Two years on, and already the schadenfreude sirens of doom - many of them American - are wailing that Americo-British forces are in a quagmire in Iraq; calamity beckons; told you so, et cet. Well, it's only a quagmire if you don't know anything about history. US forces have lost about 100 men, to accidents and enemy action. And the British have lost about 50 - around half their losses in Northern Ireland over the same period 1972.

For the record, the last time the British went in for some nation-building in Iraq - the summer of 1920 - they suffered 4,000 casualties, with 500 men killed.

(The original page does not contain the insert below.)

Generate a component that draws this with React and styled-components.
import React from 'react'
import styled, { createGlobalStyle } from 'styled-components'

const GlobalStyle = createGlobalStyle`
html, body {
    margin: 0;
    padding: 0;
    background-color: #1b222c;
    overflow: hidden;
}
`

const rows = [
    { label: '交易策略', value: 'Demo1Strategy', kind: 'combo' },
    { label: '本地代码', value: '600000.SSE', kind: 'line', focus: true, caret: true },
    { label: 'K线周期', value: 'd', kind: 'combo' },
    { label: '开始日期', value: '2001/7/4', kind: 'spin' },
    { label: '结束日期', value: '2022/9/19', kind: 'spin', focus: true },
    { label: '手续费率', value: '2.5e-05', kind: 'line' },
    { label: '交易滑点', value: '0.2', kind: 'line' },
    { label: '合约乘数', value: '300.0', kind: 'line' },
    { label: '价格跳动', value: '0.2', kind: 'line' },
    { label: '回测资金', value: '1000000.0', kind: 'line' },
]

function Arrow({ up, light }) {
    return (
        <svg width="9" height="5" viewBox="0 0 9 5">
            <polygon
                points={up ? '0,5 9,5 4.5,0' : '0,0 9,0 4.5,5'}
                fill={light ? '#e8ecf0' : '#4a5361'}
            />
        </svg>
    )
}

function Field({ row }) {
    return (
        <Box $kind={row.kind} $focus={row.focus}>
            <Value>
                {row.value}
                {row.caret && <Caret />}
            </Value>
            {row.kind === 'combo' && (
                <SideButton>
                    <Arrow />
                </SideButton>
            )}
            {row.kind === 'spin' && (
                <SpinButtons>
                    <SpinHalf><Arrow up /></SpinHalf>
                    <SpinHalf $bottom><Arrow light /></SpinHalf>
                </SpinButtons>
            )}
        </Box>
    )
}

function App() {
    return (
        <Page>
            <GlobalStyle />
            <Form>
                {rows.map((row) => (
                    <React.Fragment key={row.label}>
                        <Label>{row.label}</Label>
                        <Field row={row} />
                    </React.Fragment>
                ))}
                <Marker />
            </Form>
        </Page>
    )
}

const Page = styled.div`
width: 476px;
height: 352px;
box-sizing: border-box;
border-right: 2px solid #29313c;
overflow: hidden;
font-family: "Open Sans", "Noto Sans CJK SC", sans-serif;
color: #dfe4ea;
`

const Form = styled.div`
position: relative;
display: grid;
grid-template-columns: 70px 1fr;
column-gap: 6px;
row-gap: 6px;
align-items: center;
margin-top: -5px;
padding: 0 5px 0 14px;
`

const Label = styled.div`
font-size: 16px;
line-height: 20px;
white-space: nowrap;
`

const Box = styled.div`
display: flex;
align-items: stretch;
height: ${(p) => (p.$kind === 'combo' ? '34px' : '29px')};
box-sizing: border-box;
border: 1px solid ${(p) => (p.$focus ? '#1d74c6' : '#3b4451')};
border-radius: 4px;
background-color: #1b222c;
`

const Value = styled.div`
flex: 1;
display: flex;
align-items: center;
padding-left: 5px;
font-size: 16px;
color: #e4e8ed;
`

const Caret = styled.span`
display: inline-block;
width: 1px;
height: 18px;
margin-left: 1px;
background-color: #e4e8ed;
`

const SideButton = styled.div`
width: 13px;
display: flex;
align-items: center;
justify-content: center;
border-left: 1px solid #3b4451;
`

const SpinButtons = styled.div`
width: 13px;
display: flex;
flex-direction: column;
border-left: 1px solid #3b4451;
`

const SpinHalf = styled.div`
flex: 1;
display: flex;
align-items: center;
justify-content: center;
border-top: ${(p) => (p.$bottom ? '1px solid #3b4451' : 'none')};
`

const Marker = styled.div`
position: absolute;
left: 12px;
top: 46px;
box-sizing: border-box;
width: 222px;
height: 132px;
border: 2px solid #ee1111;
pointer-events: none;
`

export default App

Even if there were a quagmire - which there isn't so far - what alternatives are there? Firstly, the moral and strategic argument to justify action against Iraq existed in Saddam's genocidal record and his adamant refusal to comply with countless UN resolutions. You disagree? Good. But that was yesterday. Today, you know it would be an irreversible catastrophe for the US-led coalition to withdraw without having established a viable form of government in Iraq. Not even Chirac, with his disingenuousness at its most depraved and serpentine, would demand unconditional withdrawal of those forces.

Yes, of course, mistakes were made. The Wolfowitz-Perle notion before the invasion of Iraq that the US wouldn't need to do any state-creation once the war was over was new-right ideological claptrap; it was almost as if they believed market forces could supply the government that Iraqi needed.

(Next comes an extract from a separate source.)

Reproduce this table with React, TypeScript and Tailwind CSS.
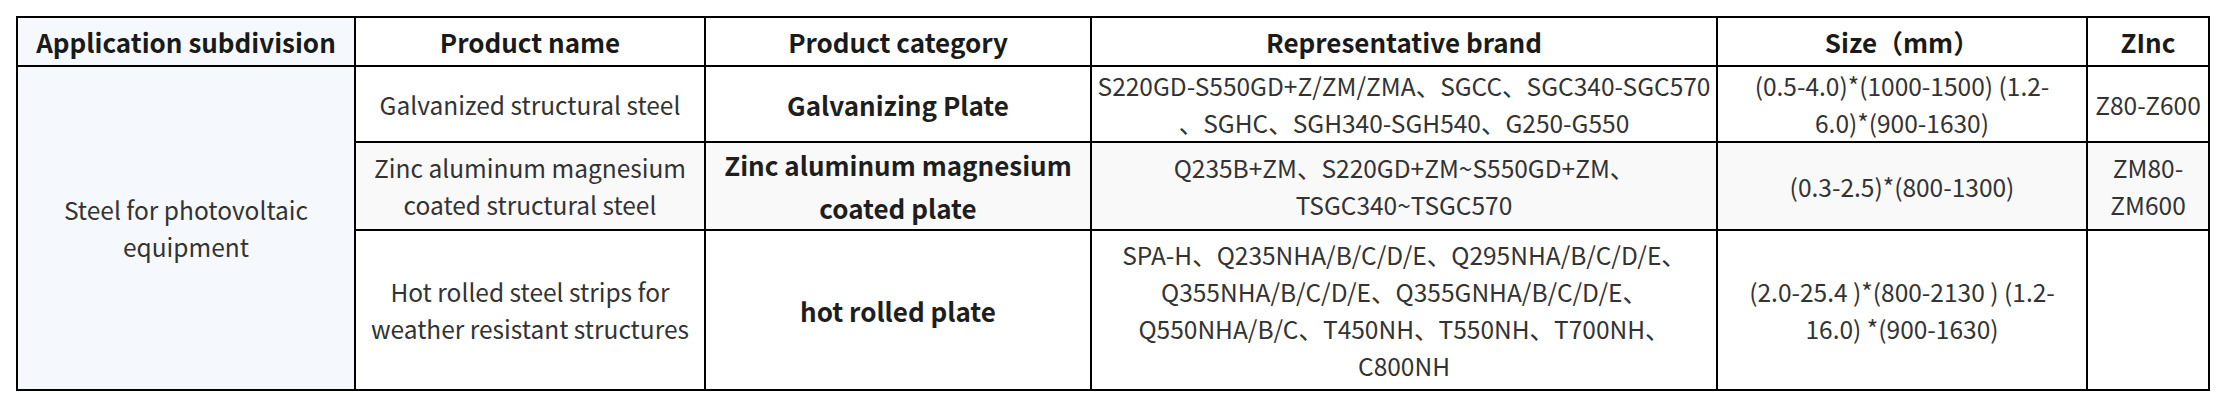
const headers = [
  "Application subdivision",
  "Product name",
  "Product category",
  "Representative brand",
  "Size（mm）",
  "ZInc",
];

type Row = {
  name: string[];
  category: string[];
  brand: string[];
  size: string[];
  zinc: string[];
  shaded?: boolean;
  pad?: string;
};

const rows: Row[] = [
  {
    name: ["Galvanized structural steel"],
    category: ["Galvanizing Plate"],
    brand: ["S220GD-S550GD+Z/ZM/ZMA、SGCC、SGC340-SGC570", "、SGHC、SGH340-SGH540、G250-G550"],
    size: ["(0.5-4.0)*(1000-1500) (1.2-", "6.0)*(900-1630)"],
    zinc: ["Z80-Z600"],
  },
  {
    name: ["Zinc aluminum magnesium", "coated structural steel"],
    category: ["Zinc aluminum magnesium", "coated plate"],
    brand: ["Q235B+ZM、S220GD+ZM~S550GD+ZM、", "TSGC340~TSGC570"],
    size: ["(0.3-2.5)*(800-1300)"],
    zinc: ["ZM80-", "ZM600"],
    shaded: true,
  },
  {
    name: ["Hot rolled steel strips for", "weather resistant structures"],
    category: ["hot rolled plate"],
    brand: [
      "SPA-H、Q235NHA/B/C/D/E、Q295NHA/B/C/D/E、",
      "Q355NHA/B/C/D/E、Q355GNHA/B/C/D/E、",
      "Q550NHA/B/C、T450NH、T550NH、T700NH、",
      "C800NH",
    ],
    size: ["(2.0-25.4 )*(800-2130 ) (1.2-", "16.0) *(900-1630)"],
    zinc: [],
    pad: "py-[5px]",
  },
];

function Lines({ lines }: { lines: string[] }) {
  return (
    <>
      {lines.map((l, i) => (
        <span key={i} className="block whitespace-nowrap">
          {l}
        </span>
      ))}
    </>
  );
}

const cell = "border-2 border-black px-1 py-0 text-center align-middle";
const body = "text-[24.5px] leading-[37px] text-[#333333]";
const bold = "text-[26px] leading-[43px] font-bold text-[#1e1e1e]";
const head = "text-[26px] leading-[47px] font-bold text-[#1a1a1a]";

export default function App() {
  return (
    <div className="w-[2226px] h-[404px] bg-white pt-[16px] pl-[16px] font-['Noto_Sans_CJK_SC','Noto_Sans',sans-serif]">
      <table className="table-fixed border-collapse w-[2192px]">
        <colgroup>
          <col className="w-[338px]" />
          <col className="w-[350px]" />
          <col className="w-[386px]" />
          <col className="w-[626px]" />
          <col className="w-[370px]" />
          <col className="w-[122px]" />
        </colgroup>
        <thead>
          <tr>
            {headers.map((h, i) => (
              <th
                key={h}
                className={`${cell} ${head} ${i === 0 ? "bg-[#f5f9fd]" : "bg-white"}`}
              >
                {h}
              </th>
            ))}
          </tr>
        </thead>
        <tbody>
          {rows.map((r, i) => (
            <tr key={i} className={r.shaded ? "bg-[#f9f9f9]" : "bg-white"}>
              {i === 0 && (
                <td rowSpan={3} className={`${cell} ${body} bg-[#f5f9fd]`}>
                  <Lines lines={["Steel for photovoltaic", "equipment"]} />
                </td>
              )}
              <td className={`${cell} ${body}`}>
                <Lines lines={r.name} />
              </td>
              <td className={`${cell} ${bold}`}>
                <Lines lines={r.category} />
              </td>
              <td className={`${cell} ${body} ${r.pad ?? ""}`}>
                <Lines lines={r.brand} />
              </td>
              <td className={`${cell} ${body}`}>
                <Lines lines={r.size} />
              </td>
              <td className={`${cell} ${body}`}>
                <Lines lines={r.zinc} />
              </td>
            </tr>
          ))}
        </tbody>
      </table>
    </div>
  );
}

For you can't abolish a one-party-state despotism in which the habits and memory of free institutions had long since perished, and expect governing institutions to emerge magically like a crop. If you topple the structures of power in such a place, it is your responsibility to replace them, both by precept and by expert. Moreover, if you don't, your enemies will happily do that for you.

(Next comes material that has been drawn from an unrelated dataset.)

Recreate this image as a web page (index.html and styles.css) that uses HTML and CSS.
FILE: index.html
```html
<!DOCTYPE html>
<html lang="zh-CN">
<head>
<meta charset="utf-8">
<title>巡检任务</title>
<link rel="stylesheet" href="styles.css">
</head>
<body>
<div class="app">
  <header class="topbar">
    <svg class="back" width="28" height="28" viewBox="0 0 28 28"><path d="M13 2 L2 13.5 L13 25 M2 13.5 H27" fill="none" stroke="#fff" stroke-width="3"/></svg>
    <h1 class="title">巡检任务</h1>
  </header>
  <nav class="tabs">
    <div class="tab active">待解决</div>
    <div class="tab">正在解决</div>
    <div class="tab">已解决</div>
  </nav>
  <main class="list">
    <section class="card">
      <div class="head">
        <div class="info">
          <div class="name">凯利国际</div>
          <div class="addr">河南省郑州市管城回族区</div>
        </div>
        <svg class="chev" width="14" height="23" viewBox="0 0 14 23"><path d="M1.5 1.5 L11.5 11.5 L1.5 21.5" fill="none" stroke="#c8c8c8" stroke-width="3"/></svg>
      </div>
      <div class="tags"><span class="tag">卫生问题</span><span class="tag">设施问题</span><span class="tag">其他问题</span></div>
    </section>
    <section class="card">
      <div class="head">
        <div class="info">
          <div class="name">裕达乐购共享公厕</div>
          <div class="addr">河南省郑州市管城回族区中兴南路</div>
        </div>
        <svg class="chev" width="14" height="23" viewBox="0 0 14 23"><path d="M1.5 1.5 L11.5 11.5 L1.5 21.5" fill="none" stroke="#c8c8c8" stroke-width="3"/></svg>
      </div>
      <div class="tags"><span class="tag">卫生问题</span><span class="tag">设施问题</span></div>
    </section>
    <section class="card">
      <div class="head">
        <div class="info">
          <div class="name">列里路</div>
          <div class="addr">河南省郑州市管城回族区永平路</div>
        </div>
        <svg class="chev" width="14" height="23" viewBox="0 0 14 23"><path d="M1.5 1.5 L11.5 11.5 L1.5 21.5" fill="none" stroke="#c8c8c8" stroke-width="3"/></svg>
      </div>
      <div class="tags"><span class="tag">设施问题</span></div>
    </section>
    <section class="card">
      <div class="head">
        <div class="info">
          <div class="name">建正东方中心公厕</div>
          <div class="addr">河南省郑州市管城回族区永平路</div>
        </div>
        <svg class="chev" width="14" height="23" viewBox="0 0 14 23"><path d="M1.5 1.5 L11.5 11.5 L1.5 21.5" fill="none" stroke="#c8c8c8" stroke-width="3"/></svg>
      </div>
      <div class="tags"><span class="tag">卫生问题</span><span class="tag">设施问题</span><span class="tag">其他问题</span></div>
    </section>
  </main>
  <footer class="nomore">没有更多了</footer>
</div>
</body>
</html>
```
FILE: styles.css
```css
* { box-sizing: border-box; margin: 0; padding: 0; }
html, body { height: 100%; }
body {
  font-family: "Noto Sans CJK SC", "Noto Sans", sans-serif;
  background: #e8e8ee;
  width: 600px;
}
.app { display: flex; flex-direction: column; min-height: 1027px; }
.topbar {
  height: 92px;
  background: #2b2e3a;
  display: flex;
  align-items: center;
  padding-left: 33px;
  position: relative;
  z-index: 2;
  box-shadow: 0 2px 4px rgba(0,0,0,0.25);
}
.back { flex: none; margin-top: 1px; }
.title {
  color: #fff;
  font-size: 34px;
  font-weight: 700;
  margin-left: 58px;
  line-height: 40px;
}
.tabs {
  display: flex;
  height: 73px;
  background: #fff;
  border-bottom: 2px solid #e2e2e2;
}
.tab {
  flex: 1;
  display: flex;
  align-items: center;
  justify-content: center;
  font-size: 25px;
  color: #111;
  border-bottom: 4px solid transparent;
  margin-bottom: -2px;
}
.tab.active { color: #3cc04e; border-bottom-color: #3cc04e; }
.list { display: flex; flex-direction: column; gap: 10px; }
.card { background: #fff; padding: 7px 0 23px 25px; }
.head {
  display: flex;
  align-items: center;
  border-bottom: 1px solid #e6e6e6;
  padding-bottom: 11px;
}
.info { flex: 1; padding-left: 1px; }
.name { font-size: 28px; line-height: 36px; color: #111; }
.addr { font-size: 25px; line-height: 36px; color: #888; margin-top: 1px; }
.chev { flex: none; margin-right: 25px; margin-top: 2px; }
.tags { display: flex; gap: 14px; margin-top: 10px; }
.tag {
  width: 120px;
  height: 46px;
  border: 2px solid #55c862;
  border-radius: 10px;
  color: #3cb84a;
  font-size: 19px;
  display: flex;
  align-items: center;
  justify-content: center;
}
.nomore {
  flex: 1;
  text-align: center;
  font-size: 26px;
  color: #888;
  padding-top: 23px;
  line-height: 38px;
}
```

President Bush's pledge of $87 billion to Iraq, bringing expenditure to $166 billion in six months, shows that he is finally taking the challenge of nation-building seriously. It also shows the bankruptcy of the bleating undergraduate-Green argument that the war was "all about cheap oil". As for the terrorism connection with Iraq, we know this was so: the murderous attack on the UN headquarters is one further proof of what kind of organisations Baghdad was harbouring. Of course, it is a little worrying that terrorists are pouring into Iraq, but only a little: for it is far better to have them appearing in the night-sights and laser-designators of coalition forces than have these sunny characters ambling through some holiday resort in Asia or Africa, wearing funny belts.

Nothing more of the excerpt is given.